Each commercial real estate transaction is unique and the challenging part is the due-diligence.
In a gas station purchase, this is more challenging due to the complexity of the business. There are
no set parameters that you can follow in order to reach the conclusion but the following few
guidelines can be really helpful:

Gasoline Volume:
In a gas station business, the major chunk of the revenue is derived from the sale of the
gasoline. By verifying the following you can make a fair analysis of the gasoline sales and
margins.
 Ask for the verified sales report provided by the Gasoline Supplier
 Request minimum one year or more the gasoline Purchase invoices
 Ask for the POS sales receipts for a minimum one year or more

Calculate the difference between purchase and sale.

C-Store Sales:
The C Store sales are very crucial in a Gas Station business, The C Store sales bring the
major chunk of profit to the business.
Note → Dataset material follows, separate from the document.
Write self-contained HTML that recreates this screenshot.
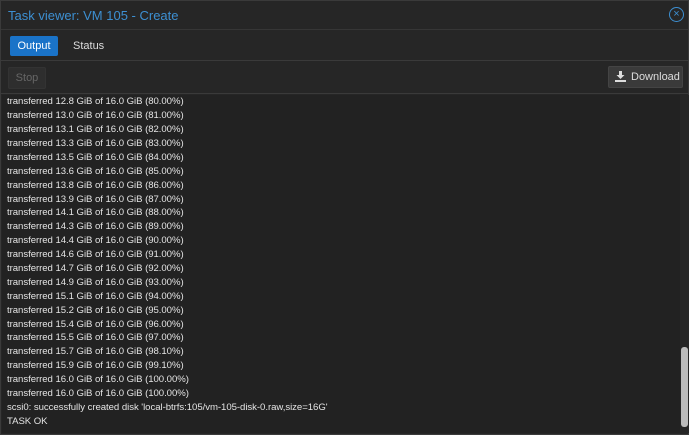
<!DOCTYPE html>
<html><head><style>
*{margin:0;padding:0;box-sizing:border-box}
body{width:689px;height:435px;background:#2a2a2a;font-family:"Liberation Sans",sans-serif;overflow:hidden;position:relative}
.win{position:absolute;left:0;top:0;width:689px;height:435px;border:1px solid #3a3a3a;background:#262626}
.title{position:absolute;left:0;top:0;width:687px;height:29px;background:#262626;border-bottom:1px solid #363636}
.title span{position:absolute;left:7px;top:7px;color:#3d8fd1;font-size:13px}
.close{position:absolute;right:4px;top:6px;width:15px;height:15px;border:1.5px solid #3d8fd1;border-radius:50%;color:#3d8fd1;font-size:11px;line-height:12px;text-align:center}
.tabs{position:absolute;left:0;top:30px;width:687px;height:30px;background:#262626;border-bottom:1px solid #3a3a3a}
.tab1{position:absolute;left:9px;top:5px;width:48px;height:20px;background:#1a73c8;color:#fff;font-size:11px;line-height:20px;text-align:center;border-radius:2px}
.tab2{position:absolute;left:72px;top:9px;color:#ddd;font-size:11px}
.tb{position:absolute;left:0;top:61px;width:687px;height:32px;background:#262626;border-bottom:1px solid #3a3a3a}
.stop{position:absolute;left:7px;top:5px;width:38px;height:22px;background:#2e2e2e;border:1px solid #333;border-radius:2px;color:#666;font-size:11px;line-height:20px;text-align:center}
.dl{position:absolute;right:5px;top:4px;width:75px;height:22px;background:#3a3a3a;border:1px solid #444;border-radius:2px;color:#ddd;font-size:11px;line-height:20px;padding-left:22px}
.dl svg{position:absolute;left:6px;top:4px}
.log{position:absolute;left:1px;top:94px;width:678px;height:338px;background:#222;color:#e4e4e4;font-size:9.6px;overflow:hidden}
.log div{position:absolute;left:5px;white-space:nowrap;letter-spacing:-0.05px}
.sb{position:absolute;left:679px;top:94px;width:9px;height:338px;background:#262626}
.thumb{position:absolute;left:1px;top:252px;width:7px;height:80px;background:#bbb;border-radius:3px}
</style></head><body>
<div class="win">
<div class="title"><span>Task viewer: VM 105 - Create</span><div class="close">×</div></div>
<div class="tabs"><div class="tab1">Output</div><div class="tab2">Status</div></div>
<div class="tb"><div class="stop">Stop</div><div class="dl"><svg width="11" height="11" viewBox="0 0 11 11"><path d="M4 0h3v4h2.5L5.5 8 1.5 4H4z" fill="#ddd"/><rect x="0" y="9" width="11" height="2" fill="#ddd"/></svg>Download</div></div>
<div class="log">
<div style="top:1px">transferred 12.8 GiB of 16.0 GiB (80.00%)</div>
<div style="top:15px">transferred 13.0 GiB of 16.0 GiB (81.00%)</div>
<div style="top:29px">transferred 13.1 GiB of 16.0 GiB (82.00%)</div>
<div style="top:43px">transferred 13.3 GiB of 16.0 GiB (83.00%)</div>
<div style="top:57px">transferred 13.5 GiB of 16.0 GiB (84.00%)</div>
<div style="top:71px">transferred 13.6 GiB of 16.0 GiB (85.00%)</div>
<div style="top:85px">transferred 13.8 GiB of 16.0 GiB (86.00%)</div>
<div style="top:99px">transferred 13.9 GiB of 16.0 GiB (87.00%)</div>
<div style="top:112px">transferred 14.1 GiB of 16.0 GiB (88.00%)</div>
<div style="top:126px">transferred 14.3 GiB of 16.0 GiB (89.00%)</div>
<div style="top:140px">transferred 14.4 GiB of 16.0 GiB (90.00%)</div>
<div style="top:154px">transferred 14.6 GiB of 16.0 GiB (91.00%)</div>
<div style="top:168px">transferred 14.7 GiB of 16.0 GiB (92.00%)</div>
<div style="top:182px">transferred 14.9 GiB of 16.0 GiB (93.00%)</div>
<div style="top:196px">transferred 15.1 GiB of 16.0 GiB (94.00%)</div>
<div style="top:210px">transferred 15.2 GiB of 16.0 GiB (95.00%)</div>
<div style="top:224px">transferred 15.4 GiB of 16.0 GiB (96.00%)</div>
<div style="top:237px">transferred 15.5 GiB of 16.0 GiB (97.00%)</div>
<div style="top:251px">transferred 15.7 GiB of 16.0 GiB (98.10%)</div>
<div style="top:265px">transferred 15.9 GiB of 16.0 GiB (99.10%)</div>
<div style="top:279px">transferred 16.0 GiB of 16.0 GiB (100.00%)</div>
<div style="top:293px">transferred 16.0 GiB of 16.0 GiB (100.00%)</div>
<div style="top:307px">scsi0: successfully created disk 'local-btrfs:105/vm-105-disk-0.raw,size=16G'</div>
<div style="top:321px">TASK OK</div>
</div>
<div class="sb"><div class="thumb"></div></div>
</div>
</body></html>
Request the following from the seller and analyse to get
the potential profitability.
 All purchase invoices for the merchandise for at least 2 years
 POS sales invoices for 2 years
 OLG sales and commission report

Separate the Lottery and cigarettes sales as it comprises the major portion of the C Store
revenue. Then calculate the rest of the items sales and calculate the difference between
purchase and the sale amount.

Fixed Expenses:
The fixed expenses in a commercial property or business are the ones that remain fixed every month
e.g. property tax, utilities, insurance etc. Get the following for at least two years and analyze;
 Property tax bill (check if there is an increase in the near future or special assessment)
 All utility bills
 Snow removal and lawn maintenance expenses
 Property and business insurance bills

Labour Expense:
Labour cost is the major expense in any running business. In order to determine the expense ask for two years of filing with the Canadian Revenue Agency, for the payroll and WSIB.

In a nutshell, we can say by following the above-mentioned guidelines one can get a fair idea about the profitability of the business. It is always important to hire a professional accountant to do a deep analysis.